From August to January, any firm that hires a new young apprentice aged 16 to 24 will receive £2,000, while those that hire new apprentices aged 25 and over will be paid £1,500.
The payments will be in addition to the existing £1,000 incentive the Government already provides for new 16 to 18-year-old apprentices. The announcement means employers could receive up to £3,000 for hiring schoolleavers over the six month scheme.
The Chancellor also confirmed the Government would provide an additional £111million this year for traineeships in England. For the first time, firms will receive a direct government grant of £1,000 for taking on trainees aged 16 to 24.

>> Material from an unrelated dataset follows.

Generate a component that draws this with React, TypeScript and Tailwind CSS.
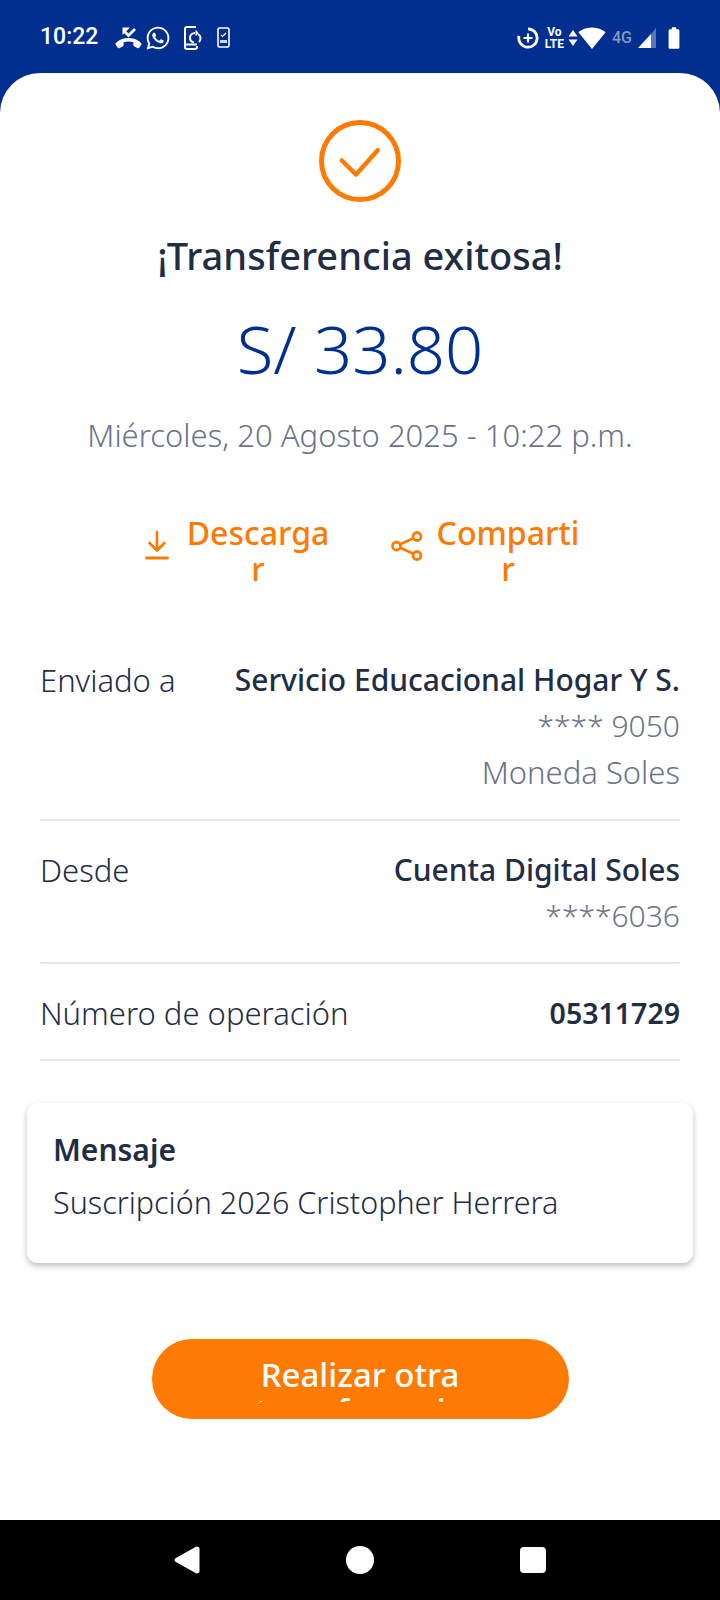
import React from "react";
import { FaWhatsapp } from "react-icons/fa";
import { MdBatteryFull, MdSignalWifi4Bar } from "react-icons/md";

const MissedCall = () => (
  <svg width="27" height="24" viewBox="0 0 27 24" fill="white">
    <path d="M13.500 12c-4.500 0-8.700 1.500-12.200 4.400-.8.700-1 1.700-.5 2.500l1.800 2.700c.5.800 1.500 1 2.300.5l3-1.900c.6-.4.900-1 .8-1.700l-.3-2c1.600-.6 3.300-.9 5.100-.9s3.500.3 5.100.9l-.3 2c-.1.700.2 1.300.8 1.700l3 1.900c.8.500 1.800.3 2.300-.5l1.800-2.700c.5-.8.300-1.800-.5-2.500C22.200 13.500 18 12 13.500 12z" />
    <path d="M20 3l-6.500 6.500L9.500 5.500" fill="none" stroke="white" strokeWidth="2.800" />
    <path d="M7.500 1.500h7.500l-7.500 7.500z" />
  </svg>
);

const PhoneSync = () => (
  <svg width="20" height="24" viewBox="0 0 20 24" fill="none" stroke="white" strokeWidth="2">
    <path d="M13 1H4a2 2 0 0 0-2 2v18a2 2 0 0 0 2 2h8a2 2 0 0 0 2-2v-1" />
    <path d="M2 18.500h12" />
    <path d="M15 8a5 5 0 0 1 1 8" />
    <path d="M11 16.500a5 5 0 0 1-4-5 5 5 0 0 1 5-4.500" />
    <path d="M13 4.500v5l2-2.500z" fill="white" strokeWidth="1" />
  </svg>
);

const PhoneCheck = () => (
  <svg width="13" height="21" viewBox="0 0 13 21" fill="none">
    <rect x="1" y="1" width="11" height="19" rx="1.500" stroke="white" strokeWidth="1.600" />
    <path d="M4 8l1.500 1.500L9 6" stroke="white" strokeWidth="1.200" />
    <path d="M3 13h7v3H3z" fill="white" opacity="0.8" />
  </svg>
);

const DataPlus = () => (
  <svg width="22" height="22" viewBox="0 0 22 22" fill="none">
    <path d="M11 1.800a9.200 9.200 0 1 1-9 7" stroke="white" strokeWidth="2.800" />
    <path d="M11 6.500v9M6.500 11h9" stroke="white" strokeWidth="2.200" />
  </svg>
);

const Arrows = () => (
  <svg width="10" height="18" viewBox="0 0 10 18" fill="white">
    <path d="M5 1l4.500 6.500h-9z" />
    <path d="M5 17l4.500-6.500h-9z" />
  </svg>
);

const Signal = () => (
  <svg width="18" height="20" viewBox="0 0 18 20">
    <path d="M0 20L13 6v14z" fill="white" />
    <path d="M13 6l5-6v20h-5z" fill="white" opacity="0.35" />
  </svg>
);

const Check = () => (
  <svg width="84" height="84" viewBox="0 0 84 84" fill="none" stroke="#ff7a00">
    <circle cx="42" cy="42" r="38.500" strokeWidth="5" />
    <path d="M23.700 41.500L38 55.500 59.700 31.200" strokeWidth="4.500" strokeLinecap="round" strokeLinejoin="round" />
  </svg>
);

const Download = () => (
  <svg width="24" height="32" viewBox="0 0 24 32" fill="none" stroke="#ff7a00" strokeWidth="2.600" strokeLinecap="round" strokeLinejoin="round">
    <path d="M12 3v18M4.500 14l7.500 7.500 7.500-7.500" />
    <path d="M1.500 29h21" strokeWidth="3" />
  </svg>
);

const Share = () => (
  <svg className="mt-[2px]" width="32" height="30" viewBox="0 0 32 30" fill="none" stroke="#ff7a00" strokeWidth="2.800">
    <circle cx="26" cy="5.500" r="4" />
    <circle cx="5.500" cy="15" r="4" />
    <circle cx="26" cy="24.500" r="4" />
    <path d="M9 13.300L22.500 7.200M9 16.700l13.500 6.100" />
  </svg>
);

const ActionLink = ({ label, icon, w, gap }: { label: string; icon: React.ReactNode; w: string; gap: string }) => (
  <button className={`flex items-start ${gap}`}>
    <span className="mt-[14px] flex">{icon}</span>
    <span className={`${w} break-all text-center text-[32px] leading-[36px] font-medium text-[#ff7a00]`}>{label}</span>
  </button>
);

export default function App() {
  return (
    <div
      className="flex h-[1600px] w-[720px] flex-col overflow-hidden bg-[#002f8f]"
      style={{ fontFamily: '"Noto Sans", sans-serif' }}
    >
      <div className="flex h-[73px] shrink-0 items-center justify-between pt-[2px] pr-[36px] pl-[40px]">
        <div className="flex items-center">
          <span className="mr-[17px] text-[23px] font-medium text-white" style={{ fontFamily: "Roboto, sans-serif" }}>10:22</span>
          <span className="mr-[3px] flex"><MissedCall /></span>
          <FaWhatsapp className="mr-[12px] text-[26px] text-white" />
          <span className="mr-[14px] flex"><PhoneSync /></span>
          <PhoneCheck />
        </div>
        <div className="flex items-center" style={{ fontFamily: "Roboto, sans-serif" }}>
          <span className="mr-[6px] flex"><DataPlus /></span>
          <span className="mr-[4px] text-center text-[12px] leading-[12px] font-bold text-white">Vo<br />LTE</span>
          <span className="flex"><Arrows /></span>
          <MdSignalWifi4Bar className="text-[28px] text-white" />
          <span className="mr-[6px] ml-[6px] text-[16px] font-medium text-[#8b97b8]">4G</span>
          <span className="mr-[8px] flex"><Signal /></span>
          <MdBatteryFull className="-mx-[3px] text-[26px] text-white" />
        </div>
      </div>

      <div className="flex min-h-0 flex-1 flex-col items-center rounded-t-[40px] bg-white pt-[46px]">
        <Check />
        <h1 className="mt-[27px] text-[38px] leading-[50px] font-medium text-[#1f2d45]">¡Transferencia exitosa!</h1>
        <p className="mt-[25px] text-[67px] leading-[86px] font-light text-[#002f8f]">S/ 33.80</p>
        <p className="mt-[22px] text-[31px] leading-[44px] font-light text-[#6b7488]">Miércoles, 20 Agosto 2025 - 10:22 p.m.</p>

        <div className="mt-[58px] ml-[6px] flex gap-[58px]">
          <ActionLink label="Descargar" icon={<Download />} w="w-[150px]" gap="gap-[14px]" />
          <ActionLink label="Compartir" icon={<Share />} w="w-[146px]" gap="gap-[12px]" />
        </div>

        <div className="mt-[70px] w-full px-[40px]">
          <div className="flex justify-between border-b-2 border-[#e3e6ea] pb-[24px]">
            <span className="text-[31px] leading-[46px] font-light text-[#1f2d45]">Enviado a</span>
            <div className="text-right text-[31px] leading-[46px] font-light text-[#6b7488]">
              <p className="text-[30px] font-medium text-[#1f2d45]">Servicio Educacional Hogar Y S.</p>
              <p className="text-[30px]">**** 9050</p>
              <p>Moneda Soles</p>
            </div>
          </div>
          <div className="flex justify-between border-b-2 border-[#e3e6ea] pt-[26px] pb-[23px]">
            <span className="text-[31px] leading-[46px] font-light text-[#1f2d45]">Desde</span>
            <div className="text-right text-[31px] leading-[46px] font-light text-[#6b7488]">
              <p className="text-[30px] font-medium text-[#1f2d45]">Cuenta Digital Soles</p>
              <p className="text-[30px]">****6036</p>
            </div>
          </div>
          <div className="flex justify-between border-b-2 border-[#e3e6ea] pt-[26px] pb-[23px]">
            <span className="text-[31px] leading-[46px] font-light text-[#1f2d45]">Número de operación</span>
            <span className="text-[28.500px] leading-[46px] font-semibold text-[#1f2d45]">05311729</span>
          </div>
        </div>

        <div className="mt-[42px] h-[160px] w-[666px] rounded-[10px] bg-white px-[26px] pt-[24px] shadow-[0_3px_6px_rgba(0,0,0,0.25)]">
          <p className="text-[30px] leading-[46px] font-semibold text-[#1f2d45]">Mensaje</p>
          <p className="mt-[6px] text-[30.500px] leading-[46px] font-light text-[#1f2d45]">Suscripción 2026 Cristopher Herrera</p>
        </div>

        <button className="mt-[76px] flex h-[80px] w-[417px] justify-center rounded-full bg-[#ff7a00] pt-[18px]">
          <span className="h-[45px] w-[230px] overflow-hidden text-center text-[33px] leading-[36px] font-medium text-white">Realizar otra transferencia</span>
        </button>
      </div>

      <div className="flex h-[80px] shrink-0 items-center bg-black pr-[174px] pl-[174px] pb-[1px]">
        <div className="flex w-full items-center justify-between">
          <svg width="26" height="28" viewBox="0 0 26 28" fill="white">
            <path d="M23 0.500a2.500 2.500 0 0 1 2.500 2.500v22a2.500 2.500 0 0 1-3.500 2.300L1.500 15.700a2 2 0 0 1 0-3.400L21.500 0.900a3 3 0 0 1 1.500-.4z" />
          </svg>
          <span className="h-[28px] w-[28px] rounded-full bg-white" />
          <span className="h-[26px] w-[26px] rounded-[4px] bg-white" />
        </div>
      </div>
    </div>
  );
}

The IPPR think tank forecast unemployment for under-25s could double to just over one million by the end of the year. The Treasury has admitted young people are more likely to have been on the job retention scheme, with three in 10 of those aged 18 to 24 furloughed.
Robert Halfon MP, the Tory chairman of the education select committee, said he was “over the moon” with the announcement, but urged the Chancellor to consider raising the public sector target for the proportion of their staff employed as apprentices.
He suggested that raising the target from 2.3 per cent to 5 per cent would create 4,000 new places and also urged him to consider changing the procurement rules so that big companies bidding for public sector contracts must have an apprenticeship target. Mr Sunak said Mr Halfon had made “two very interesting suggestions” and pledged to discuss them with him further.
Matthew Lesh, head of research at the Adam Smith Institute think tank, welcomed the initiatives to help young people. He said: “The Government is rightly focusing on getting young people into real jobs, rather than establishing expensive make-work schemes.”